Good Morning
Good Morning

Making a pitch for season opener

Director of the National Institute of Allergy and

Director of the National Institute of Allergy and Infectious Diseases Anthony Fauci during the daily briefing on the novel coronavirus in the Brady Briefing Room of the White House on April 22, 2020. Credit: AFP via Getty Images/MANDEL NGAN

Memo to Yankees owner Hal Steinbrenner: What better way to celebrate the eventual opening of the baseball season than to invite lifelong Yankees fan and America’s current hero Dr. Anthony Fauci to throw out the ceremonial first pitch.

Norman Geller,

East Norwich

Make parkway path safe for bikes

The state’s Ocean Parkway Shared-Use Path will open soon. This bicycle route is being built a few feet north of Ocean Parkway, one of Long Island’s most scenic and heavily traveled parkways. Ocean Parkway is also well known by almost every Long Islander, including law enforcement and public officials, as a racing mecca for high-speed car and motorcycle racers. Path users could be as close as six feet from vehicles that often hit more than 100 mph. No traffic barrier can withstand those speeds.

I plead to delay the opening of the shared-use path until the State Department of Transportation and the State Police can formulate a strategy and solution to protect the users of this path before we are faced with tragedy. An effective start would be to increase funding for the State Police that patrol Ocean Parkway, providing permanently assigned patrol cars. Ideally, speed cameras and plate readers would be installed to track, and ultimately stop, this racing with impunity that has been going on for years. It’s time.

John R. Brooks,


Memories are best if left alone

It had been more than 40 years since I had last seen my parents’ summer home, where I had spent the hot months of my youth growing up, in Sound Beach. It was a magical place, a large bungalow with two screened-in porches. Outside was a large garden with tomatoes, string beans, squash, and such. The spacious backyard was wild with trees, uncut grass and, alas, poison ivy. I also remembered a chinning bar and hammocks — a young man’s paradise.
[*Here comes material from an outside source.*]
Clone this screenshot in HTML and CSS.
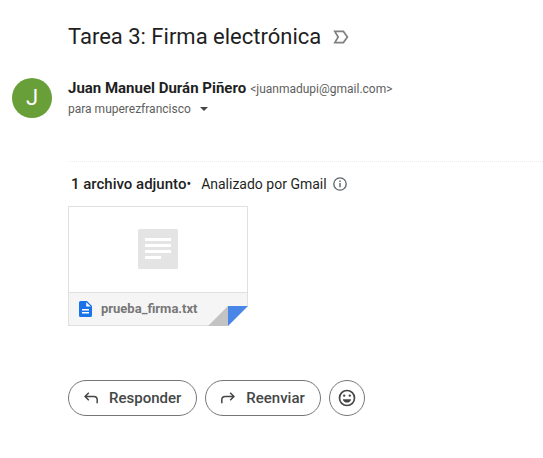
FILE: index.html
```html
<!DOCTYPE html>
<html lang="es">
<head>
<meta charset="utf-8">
<meta name="viewport" content="width=device-width, initial-scale=1">
<title>Tarea 3: Firma electrónica</title>
<link rel="stylesheet" href="styles.css">
</head>
<body>
<main class="message">
  <header class="subject">
    <h1 class="subject-title">Tarea 3: Firma electrónica</h1>
    <button class="icon-button" type="button" aria-label="Importante">
      <svg width="16" height="14" viewBox="0 0 16 14" fill="none" stroke="#808080" stroke-width="1.7"><path d="M1.8 1.4H10.4L14.4 7L10.4 12.6H1.8L5.2 7Z"/></svg>
    </button>
  </header>

  <section class="sender">
    <div class="avatar">J</div>
    <div class="sender-info">
      <div class="sender-line"><span class="sender-name">Juan Manuel Durán Piñero</span><span class="sender-email">&lt;juanmadupi@gmail.com&gt;</span></div>
      <button class="recipient" type="button">para muperezfrancisco
        <svg width="8" height="4" viewBox="0 0 8 4"><path d="M0 0H8L4 4Z" fill="#444746"/></svg>
      </button>
    </div>
  </section>

  <section class="attachments">
    <div class="attachments-head">
      <strong class="count">1 archivo adjunto</strong><span class="dot">•</span>
      <span class="scanned">Analizado por Gmail</span>
      <button class="icon-button" type="button" aria-label="Información">
        <svg width="14" height="14" viewBox="0 0 14 14" fill="none" stroke="#5f6368"><circle cx="7" cy="7" r="6.2" stroke-width="1.3"/><path d="M7 6.1V10.2M7 3.6V5" stroke-width="1.4"/></svg>
      </button>
    </div>
    <a class="card" href="#">
      <span class="preview">
        <svg width="40" height="40" viewBox="0 0 40 40"><rect width="40" height="40" rx="1.5" fill="#e4e4e4"/><path d="M7 9H33V12H7ZM7 15H33V18H7ZM7 21H33V24H7ZM7 27H23V30H7Z" fill="#fff"/></svg>
      </span>
      <span class="file">
        <svg width="13" height="16" viewBox="0 0 13 16"><path d="M1.6 0H8L13 5V14.4A1.6 1.6 0 0 1 11.4 16H1.6A1.6 1.6 0 0 1 0 14.4V1.6A1.6 1.6 0 0 1 1.6 0Z" fill="#1a73e8"/><path d="M7.2 1.2V5.6H11.8ZM3 8H10V9.4H3ZM3 11H10V12.4H3Z" fill="#fff"/></svg>
        <span class="file-name">prueba_firma.txt</span>
      </span>
      <svg class="fold" width="40" height="20" viewBox="0 0 40 20"><path d="M40 0V20H20Z" fill="#fff"/><path d="M0 20L20 0V20Z" fill="#c3c3c3"/><path d="M20 0H40L20 20Z" fill="#4986e7"/></svg>
    </a>
  </section>

  <footer class="actions">
    <button class="action" type="button">
      <svg width="14" height="12" viewBox="0 0 14 12" fill="none" stroke="#444746" stroke-width="1.5"><path d="M4.8 .8L1.1 4.5L4.8 8.2M1.1 4.5H9.8Q13.2 4.5 13.2 7.9V11.2"/></svg>
      Responder
    </button>
    <button class="action" type="button">
      <svg width="14" height="12" viewBox="0 0 14 12" fill="none" stroke="#444746" stroke-width="1.5"><path d="M9.2 .8L12.9 4.5L9.2 8.2M12.9 4.5H4.2Q.8 4.5 .8 7.9V11.2"/></svg>
      Reenviar
    </button>
    <button class="action action-round" type="button" aria-label="Añadir reacción">
      <svg width="18" height="18" viewBox="0 0 18 18"><circle cx="9" cy="9" r="7.5" fill="none" stroke="#444746" stroke-width="1.7"/><circle cx="6.2" cy="6.6" r="1.2" fill="#444746"/><circle cx="11.8" cy="6.6" r="1.2" fill="#444746"/><path d="M4.8 10.2H13.2Q12.3 13.6 9 13.6Q5.7 13.6 4.8 10.2Z" fill="#444746"/></svg>
    </button>
  </footer>
</main>
</body>
</html>
```
FILE: styles.css
```css
* {
  box-sizing: border-box;
}

body {
  margin: 0;
  background: #fff;
  color: #1f1f1f;
  font-family: Roboto, "Liberation Sans", sans-serif;
  font-size: 14px;
  line-height: 20px;
}

button {
  margin: 0;
  padding: 0;
  border: 0;
  background: none;
  font: inherit;
  color: inherit;
  cursor: pointer;
}

svg {
  display: block;
  flex: none;
}

.message {
  padding: 23px 0 40px 68px;
}

.subject {
  display: flex;
  align-items: center;
  gap: 12px;
}

.subject-title {
  margin: 0;
  font-size: 22px;
  font-weight: 400;
  line-height: 28px;
}

.icon-button {
  display: flex;
}

.sender {
  display: flex;
  gap: 16px;
  margin: 27px 0 0 -56px;
}

.avatar {
  flex: none;
  width: 40px;
  height: 40px;
  border-radius: 50%;
  background: #689f38;
  color: #fff;
  font-size: 22px;
  line-height: 40px;
  text-align: center;
}

.sender-line {
  display: flex;
  align-items: baseline;
  gap: 4px;
}

.sender-name {
  font-size: 15px;
  font-weight: 700;
}

.sender-email,
.recipient {
  color: #5e5e5e;
  font-size: 12px;
}

.recipient {
  display: flex;
  align-items: center;
  gap: 9px;
}

.attachments {
  margin-top: 42px;
  padding-top: 12px;
  border-top: 1px dotted #ececec;
}

.attachments-head {
  display: flex;
  align-items: center;
  padding-left: 3px;
}

.count {
  font-size: 15px;
  font-weight: 500;
}

.scanned {
  margin: 0 6px 0 10px;
}

.card {
  position: relative;
  display: block;
  width: 180px;
  margin-top: 12px;
  border: 1px solid #e0e0e0;
  color: #777;
  text-decoration: none;
}

.preview {
  display: flex;
  align-items: flex-start;
  justify-content: center;
  height: 85px;
  padding-top: 22px;
}

.file {
  display: flex;
  align-items: center;
  gap: 9px;
  height: 33px;
  padding-left: 10px;
  border-top: 1px solid #e0e0e0;
  background: #f5f5f5;
}

.file-name {
  font-size: 13px;
  font-weight: 700;
}

.fold {
  position: absolute;
  right: -1px;
  bottom: -1px;
}

.actions {
  display: flex;
  gap: 8px;
  margin-top: 54px;
}

.action {
  display: flex;
  align-items: center;
  justify-content: center;
  gap: 11px;
  height: 36px;
  padding: 0 15px;
  border: 1px solid #747775;
  border-radius: 18px;
  color: #444746;
  font-size: 15px;
  font-weight: 500;
}

.action-round {
  width: 36px;
  padding: 0;
}
```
As I drove up and approached the area of my recollection, I had butterflies in my stomach. I stopped and looked for quite a while. Was this the right house? This small, green bungalow, with no trees and just a manicured lawn.

Where was my wilderness, my trees, my chinning bar — even the poison ivy was gone? Saddened, I started my car and, with a huge sigh, drove off. Memories of youth should remain memories.